A workaround is to use YAML instead of JSON. The equivalent state machine definition in YAML is valid syntax:

StartAt: HelloWorld
TimeoutSeconds: ${TimeoutSeconds}
States:
  HelloWorld:
    Type: Task
    Resource: "arn:aws:states:::lambda:invoke"
    Parameters:
      FunctionName: HelloWorld
      Payload: ${Payload}
    Next: Complete
  Complete:
    Type: Succeed
paul-michalik commented 1 year ago

The behavior of state machine code substitutions is somewhat unexpected anyway.
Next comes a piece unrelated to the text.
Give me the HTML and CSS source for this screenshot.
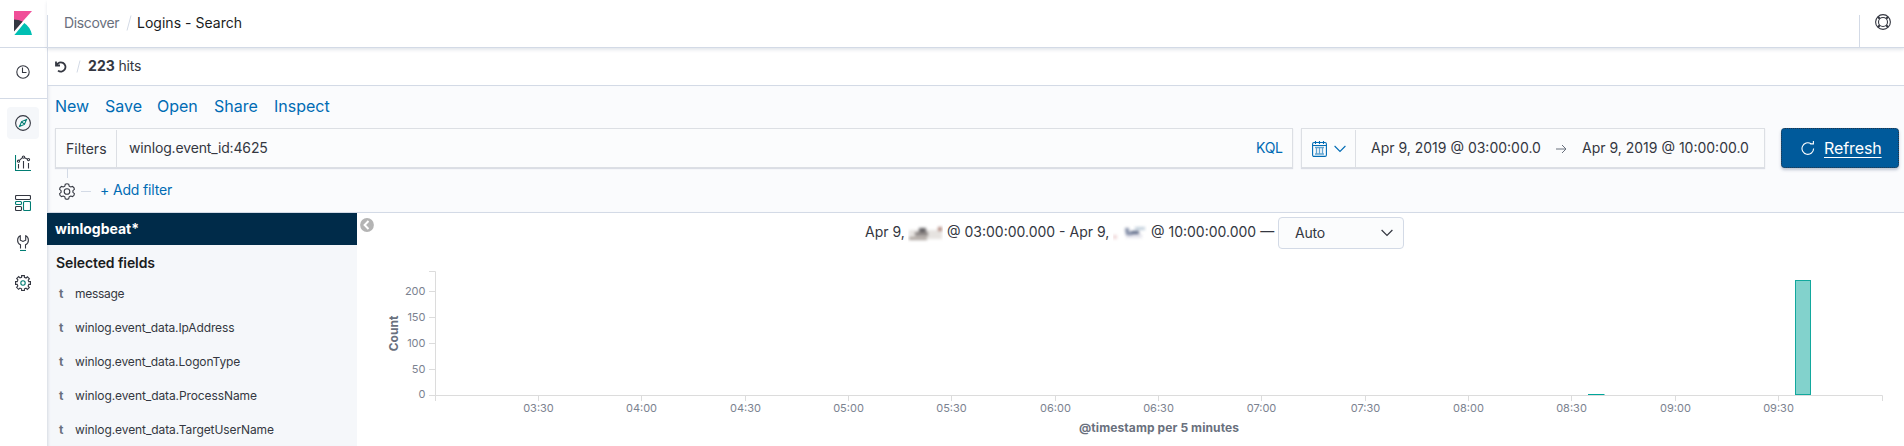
FILE: index.html
```html
<!DOCTYPE html>
<html lang="en">
<head>
<meta charset="utf-8">
<title>Logins - Search</title>
<link rel="stylesheet" href="styles.css">
</head>
<body>
<div class="app">
  <nav class="rail">
    <div class="rail-logo">
      <svg width="18" height="24" viewBox="0 0 18 24"><path fill="#f04e98" d="M0 0h18L0 20z"/><path fill="#343741" d="M0 8.5a21 21 0 0 1 8.6 2L0 20.6z"/><path fill="#00bfb3" d="M10.3 12a18 18 0 0 1 7.7 12H.4z"/></svg>
    </div>
    <div class="rail-recent">
      <svg class="ico" width="16" height="16" viewBox="0 0 16 16"><circle cx="8" cy="8" r="6.2"/><path d="M7.500 3.500v5h4"/></svg>
    </div>
    <div class="rail-items">
      <div class="rail-item active"><svg class="ico" width="16" height="16" viewBox="0 0 16 16"><circle cx="8" cy="8" r="7.400"/><path class="teal" d="M11.500 4.500 9.400 9.400 4.500 11.500 6.600 6.600zM9.200 9.200 6.800 6.800"/></svg></div>
      <div class="rail-item"><svg class="ico" width="16" height="16" viewBox="0 0 16 16"><path class="teal" d="M.5 0v15.500H16"/><path d="M3.500 13.500V9M8.500 13.500V6M13.500 13.500V8M4.400 5.400l3-2.700M9.600 2.700l3 1.600"/><circle cx="3.500" cy="6.200" r="1.100"/><circle cx="8.500" cy="2.100" r="1.100"/><circle cx="13.500" cy="4.600" r="1.100"/></svg></div>
      <div class="rail-item"><svg class="ico" width="16" height="16" viewBox="0 0 16 16"><rect x=".5" y=".5" width="15" height="4" rx="1"/><rect x=".5" y="11.500" width="6" height="4" rx="1"/><rect class="teal" x=".5" y="6.500" width="6" height="3" rx="1"/><rect class="teal" x="8.500" y="6.500" width="7" height="9" rx="1"/></svg></div>
      <div class="rail-item"><svg class="ico" width="16" height="16" viewBox="0 0 16 16"><path d="M5.500 13.500V9.800C1.500 7.800 1.800 2.400 5.300.8v4.400L8 6.500l2.700-1.300V.8c3.500 1.600 3.800 7-.2 9v3.700"/><path class="teal" d="M5 15.500h6"/></svg></div>
      <div class="rail-item"><svg class="ico" width="16" height="16" viewBox="0 0 16 16"><path d="M6.600 2.300V.6h2.800v1.700l1.700.7 1.300-1.200 2 2-1.200 1.300.6 1.500h1.700v2.800h-1.700l-.7 1.700 1.200 1.300-2 2-1.300-1.200-1.600.6v1.700H6.600v-1.700l-1.700-.7-1.300 1.200-2-2 1.200-1.300-.6-1.600H.5V6.600h1.700l.7-1.700-1.200-1.300 2-2L5 2.900z"/><circle class="teal" cx="8" cy="8" r="2.200"/></svg></div>
    </div>
  </nav>

  <div class="page">
    <header class="header">
      <div class="crumbs">
        <span class="crumb">Discover</span>
        <svg class="slash" width="8" height="16" viewBox="0 0 8 16"><path d="M6 .5 2 15.500"/></svg>
        <span class="crumb current">Logins - Search</span>
      </div>
      <div class="help">
        <svg class="ico" width="16" height="16" viewBox="0 0 16 16"><circle cx="8" cy="8" r="7.400"/><circle cx="8" cy="8" r="4.500"/><path class="thick" d="M2.800 2.800 4.800 4.800M13.200 2.800 11.200 4.800M2.800 13.200 4.800 11.200M13.200 13.200 11.200 11.200"/></svg>
      </div>
    </header>

    <div class="hits">
      <svg class="undo" width="12" height="12" viewBox="0 0 12 12"><path d="M1 .6v3.900h4M1.600 4.200A4.600 4.600 0 1 1 3 9.600"/></svg>
      <svg class="slash hits-slash" width="7" height="13" viewBox="0 0 7 13"><path d="M5 .5 2 12.500"/></svg>
      <strong class="hits-count">223</strong><span class="hits-label">hits</span>
    </div>

    <section class="query">
      <div class="menu">
        <a class="m-new">New</a><a class="m-save">Save</a><a class="m-open">Open</a><a class="m-share">Share</a><a class="m-inspect">Inspect</a>
      </div>
      <div class="bar">
        <div class="search">
          <div class="search-label"><span>Filters</span></div>
          <div class="search-text"><span>winlog.event_id:4625</span></div>
          <div class="kql">KQL</div>
        </div>
        <div class="dates">
          <div class="quick">
            <svg class="blue" width="15" height="16" viewBox="0 0 15 16"><rect x=".6" y="1.500" width="13.800" height="13.900" rx="1.400"/><path d="M.6 4.500h13.800M3.500 0v3M7.500 0v3M11.500 0v3"/><path class="soft" d="M4.500 6.500v7M7.500 6.500v7M10.500 6.500v7M3 6.500h9M3 13h9"/></svg>
            <svg class="blue" width="12" height="8" viewBox="0 0 12 8"><path d="m.6 1 5.400 5.500L11.400 1"/></svg>
          </div>
          <span class="date d-from">Apr 9, 2019 @ 03:00:00.0</span>
          <svg class="arrow" width="11" height="10" viewBox="0 0 11 10"><path d="M0 5h10M6 1l4 4-4 4"/></svg>
          <span class="date d-to">Apr 9, 2019 @ 10:00:00.0</span>
        </div>
        <div class="refresh">
          <svg class="white" width="14" height="15" viewBox="0 0 14 15"><path d="M12.600 7.500A5.800 5.800 0 1 1 10 2.700h2.300M12.400 0v3H9.200"/></svg>
          <span>Refresh</span>
        </div>
      </div>
      <div class="filters">
        <svg class="ico gear" width="16" height="17" viewBox="0 0 16 17"><path d="M6.300 1.200Q8 .2 9.700 1.200L10.200 3.200 11.700 4l1.900-.6q1.700.9 1.800 2.900L13.900 7.700v1.600l1.500 1.400q-.1 2-1.800 2.900L11.700 13l-1.500.8-.5 2q-1.700 1-3.400 0l-.5-2L4.300 13l-1.900.6Q.7 12.700.6 10.700L2.100 9.300V7.700L.6 6.300Q.7 4.300 2.400 3.400L4.300 4l1.500-.8z"/><circle cx="8" cy="8.500" r="2.800"/></svg>
        <span class="dash"></span>
        <a class="add">+ Add filter</a>
      </div>
    </section>

    <main class="main">
      <aside class="fields">
        <div class="index">winlogbeat*</div>
        <h2 class="fields-title">Selected fields</h2>
        <ul class="field-list">
          <li><b>t</b><span class="f1">message</span></li>
          <li><b>t</b><span class="f2">winlog.event_data.IpAddress</span></li>
          <li><b>t</b><span class="f3">winlog.event_data.LogonType</span></li>
          <li><b>t</b><span class="f4">winlog.event_data.ProcessName</span></li>
          <li><b>t</b><span class="f5">winlog.event_data.TargetUserName</span></li>
        </ul>
      </aside>
      <section class="result">
        <svg class="collapse" width="14" height="14" viewBox="0 0 14 14"><circle cx="7" cy="7" r="6.900" fill="#b4b4b4"/><path d="M8.500 3 4.600 7l3.900 4" fill="none" stroke="#fff" stroke-width="2"/></svg>
        <div class="range">
          <span class="r1">Apr 9,</span>
          <svg class="smudge s1" width="35" height="24" viewBox="0 0 35 24"><g class="fuzzy"><path fill="#e6e3e0" d="M1 10h33v9H1z"/><path fill="#aaa29c" d="M1 17h18v3H1z"/><path fill="#605d60" d="M11 8h7v8h-7z"/><path fill="#8d8785" d="M7 12h13v4H7z"/><path fill="#b0867c" d="M30 7h4v4h-4z"/></g></svg>
          <span class="r2">@ 03:00:00.000 - Apr 9,</span>
          <svg class="smudge s2" width="34" height="24" viewBox="0 0 34 24"><g class="fuzzy"><path fill="#efd7d8" d="M0 15h4v4H0z"/><path fill="#e4e4ec" d="M13 14h16v4H13z"/><path fill="#7d88a3" d="M12 8h4v4h3v3h-6z"/><path fill="#53607f" d="M18 11h8v3h-8z"/><path fill="#bfcdda" d="M22 7h10v3H22z"/></g></svg>
          <span class="r3">@ 10:00:00.000 —</span>
          <div class="select"><span>Auto</span><svg width="12" height="8" viewBox="0 0 12 8"><path d="m.6 1 5.400 5.500L11.400 1"/></svg></div>
        </div>
        <svg class="chart" width="1547" height="182" viewBox="357 264 1547 182">
          <path class="axis" d="M429 271.500h6.500V401M429 291.500h6M429 317.500h6M429 343.500h6M429 369.500h6M429 395.500h1453.500v5.500M538.500 396v5M641.500 396v5M745.500 396v5M848.500 396v5M951.500 396v5M1055.500 396v5M1158.500 396v5M1261.500 396v5M1365.500 396v5M1468.500 396v5M1571.500 396v5M1675.500 396v5M1778.500 396v5"/>
          <rect class="count-bar" x="1795.500" y="280.500" width="15" height="114"/>
          <path class="count-line" d="M1588 394.500h16.500"/>
          <g class="ylab"><text x="425.500" y="295">200</text><text x="425.500" y="321">150</text><text x="425.500" y="347">100</text><text x="425.500" y="373">50</text><text x="425.500" y="398">0</text></g>
          <g class="xlab"><text x="538.500" y="412">03:30</text><text x="641.500" y="412">04:00</text><text x="745.500" y="412">04:30</text><text x="848.500" y="412">05:00</text><text x="951.500" y="412">05:30</text><text x="1055.500" y="412">06:00</text><text x="1158.500" y="412">06:30</text><text x="1261.500" y="412">07:00</text><text x="1365.500" y="412">07:30</text><text x="1468.500" y="412">08:00</text><text x="1571.500" y="412">08:30</text><text x="1675.500" y="412">09:00</text><text x="1778.500" y="412">09:30</text></g>
          <text class="title" transform="translate(398 333.500) rotate(-90)">Count</text>
          <text class="title" x="1159" y="432" textLength="160">@timestamp per 5 minutes</text>
        </svg>
      </section>
    </main>
  </div>
</div>
</body>
</html>
```

FILE: styles.css
```css
* { box-sizing: border-box; }
body { margin: 0; height: 446px; overflow: hidden; background: #fff; color: #343741; font: 14px/20px Inter, "Liberation Sans", sans-serif; }
svg { display: block; flex: none; fill: none; }
span, a, strong { white-space: nowrap; }
.app { display: flex; height: 446px; }
.rail { width: 47px; flex: none; }
.rail-logo { height: 48px; border-bottom: 1px solid #d3dae6; padding: 11px 0 0 14px; }
.rail-recent { height: 51px; border-bottom: 1px solid #d3dae6; padding: 16px 0 0 14.5px; }
.rail-items { display: flex; flex-direction: column; gap: 8px; padding: 8px 0 0 7px; }
.rail-item { width: 32px; height: 32px; padding: 8px; border-radius: 4px; }
.rail-item.active { background: #f5f7fa; }
.ico { stroke: #343741; stroke-width: 1.100; }
.ico .teal { stroke: #017d73; }
.ico .thick { stroke-width: 2; }
.page { flex: 1; min-width: 0; display: flex; flex-direction: column; }
.header { height: 48px; flex: none; border-bottom: 1px solid #d3dae6; display: flex; justify-content: space-between; align-items: flex-end; box-shadow: 0 2px 3px rgba(90,105,135,.16); position: relative; }
.crumbs { height: 32px; border-left: 1px solid #d3dae6; padding-left: 16px; display: flex; align-items: flex-start; }
.crumb { color: #69707d; width: 56px; margin-top: -2px; letter-spacing: -.35px; }
.crumb.current { color: #1a1c21; width: auto; margin-left: 4px; letter-spacing: .02px; }
.slash { stroke: #d3dae6; margin: 0 0 0 5px; }
.help { height: 32px; width: 45px; border-left: 1px solid #d3dae6; padding-left: 15px; }
.help svg { margin-top: -1px; }
.hits { height: 38px; flex: none; border-bottom: 1px solid #d3dae6; border-left: 1px solid #d9dee8; padding: 0 0 2px 7px; display: flex; align-items: center; }
.undo { stroke: #343741; stroke-width: 1.800; margin-top: 2px; }
.hits-slash { margin: 1px 6px 0 8px; }
.hits-count { width: 30.500px; font-weight: 700; letter-spacing: .1px; }
.hits-label { letter-spacing: -.2px; }
.query { height: 127px; flex: none; background: #fafbfd; border-bottom: 1px solid #d3dae6; border-left: 1px solid #d9dee8; box-shadow: inset 3px 0 3px -2px rgba(90,105,135,.12); }
.menu { display: flex; height: 42px; padding: 9px 0 0 7px; font-size: 16px; line-height: 22px; color: #006bb4; }
.m-new { width: 50px; } .m-save { width: 52px; } .m-open { width: 57px; } .m-share { width: 60px; }
.bar { display: flex; height: 40px; padding-left: 7px; }
.search { width: 1238px; height: 40px; border: 1px solid #dcdfe4; display: flex; background: #fbfcfd; box-shadow: 0 1px 1px rgba(90,105,135,.2); }
.search-label { width: 61px; border-right: 1px solid #dcdfe4; margin-top: 1px; padding: 9px 0 0 10px; }
.search-text { flex: 1; padding: 9px 0 0 12px; letter-spacing: -.15px; }
.kql { width: 36px; padding-top: 9px; color: #006bb4; letter-spacing: -.3px; }
.dates { margin-left: 8px; width: 464px; height: 40px; border: 1px solid #dcdfe4; display: flex; background: #fbfcfd; box-shadow: 0 1px 1px rgba(90,105,135,.2); }
.quick { width: 54px; border-right: 1px solid #dcdfe4; margin-top: 1px; display: flex; gap: 7px; align-items: center; padding-left: 10px; }
.blue { stroke: #006bb4; stroke-width: 1.100; }
.blue .soft { stroke: #62a4d1; stroke-width: 1.300; }
.date { margin-top: 9px; }
.d-from { margin-left: 15px; width: 185px; }
.arrow { stroke: #69707d; margin-top: 15px; }
.d-to { margin-left: 15px; }
.refresh { margin-left: 16px; width: 118px; height: 40px; background: #005a9b; border: 1px dotted #263445; border-radius: 4px; display: flex; color: #fff; font-size: 16px; box-shadow: 0 2px 3px rgba(50,70,110,.3); padding-left: 19px; }
.white { stroke: #fff; stroke-width: 1.100; margin-top: 12px; }
.refresh span { margin: 9px 0 0 9px; height: 20px; text-decoration: underline; text-underline-offset: 3px; letter-spacing: -.1px; }
.filters { display: flex; margin-left: 19px; padding-top: 0; position: relative; color: #006bb4; }
.filters::before { content: ""; position: absolute; left: 0; top: 0; width: 1px; height: 10px; background: #d3dae6; }
.gear { margin: 15px 0 0 -8px; }
.dash { width: 10px; height: 1px; background: #d3dae6; margin: 23px 9px 0 6px; }
.add { margin-top: 12px; letter-spacing: -.15px; }
.main { display: flex; flex: 1; min-height: 0; }
.fields { width: 310px; flex: none; background: #f5f7fa; box-shadow: inset 3px 0 3px -2px rgba(90,105,135,.2); }
.index { height: 32px; background: #002b49; color: #fff; font-weight: 700; padding: 6px 0 0 8px; }
.fields-title { margin: 8px 0 0 9px; font-size: 14px; line-height: 20px; font-weight: 600; color: #1a1c21; white-space: nowrap; letter-spacing: -.1px; }
.field-list { margin: 4px 0 0; padding: 0; list-style: none; font-size: 12px; }
.field-list li { height: 34px; display: flex; align-items: center; padding-left: 12px; }
.field-list b { color: #69707d; width: 16px; font-weight: 700; }
.f1 { letter-spacing: -.3px; } .f2, .f3 { letter-spacing: -.13px; } .f4 { letter-spacing: -.1px; } .f5 { letter-spacing: -.09px; }
.result { flex: 1; min-width: 0; position: relative; }
.collapse { position: absolute; left: 3px; top: 5px; }
.range { display: flex; height: 51px; padding: 4px 0 0 508px; }
.range > span { margin-top: 5px; }
.r1 { width: 43px; } .r2 { width: 166px; } .r3 { width: 127px; }
.smudge { margin-top: 3px; }
.s1 { margin-right: 4px; } .s2 { margin-right: 4px; }
.fuzzy { filter: blur(1.500px); }
.select { width: 126px; height: 32px; border: 1px solid #d3dae6; border-radius: 4px; background: #fbfcfd; display: flex; justify-content: space-between; padding: 5px 10px 0 16px; }
.select span { letter-spacing: -.2px; }
.select svg { stroke: #343741; stroke-width: 1.200; margin-top: 6px; }
.axis { stroke: #dcdcdc; }
.count-bar { fill: #82d2cc; stroke: #12a89d; }
.count-line { stroke: #00a69b; }
.ylab, .xlab { fill: #7b8290; font-size: 11px; }
.ylab { text-anchor: end; }
.xlab { text-anchor: middle; }
.title { fill: #69707d; font-size: 12px; font-weight: 700; text-anchor: middle; }
```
Consider the case, when an attribute of the DefinitionSubstitutions is a stringified (properly escaped) JSON. For example, let this be the state machine definition:

{
    "Comment": "NavVis data post-processing V2. Uses Elastic File System as shared storage, the job is not accessing Amazon S3 anymore.",
    "StartAt": "CreateStandardPayload",
    "States": {
        "CreateStandardPayload": {
            "Type": "Pass",
            "Parameters": {
                "ParS3TransferJobContainerOverrides": "${ParS3TransferJobContainerOverrides}"
            },
            "End": true
        }
    }
}

The goal is to pass a string which represents stringified JSON or JSON array. Let this be the relevant portion of the CloudFormation template:

      DefinitionSubstitutions:
        # This works:
        ParS3TransferJobContainerOverrides: "[1,2,3,4]"
        # This does not work: 'Resource handler returned message: "Invalid StateMachine definition." (RequestToken: 0078aa3e-ed83-6997-c6c0-972869b09610, HandlerErrorCode: InternalFailure)'
        ParS3TransferJobContainerOverrides: "{\"vcpus\": 2,\"memory\": 3868}",
        # This works (double escaping the JSON string) 
        ParS3TransferJobContainerOverrides: "{\\\"vcpus\\\": 2,\\\"memory\\\": 3868}",
        # This works (double escaping the JSON string) 
        ParS3TransferJobContainerOverrides: "[{\\\"vcpus\\\": 2,\\\"memory\\\": 3868}]"

Preferably, single escaped JSON should be supported.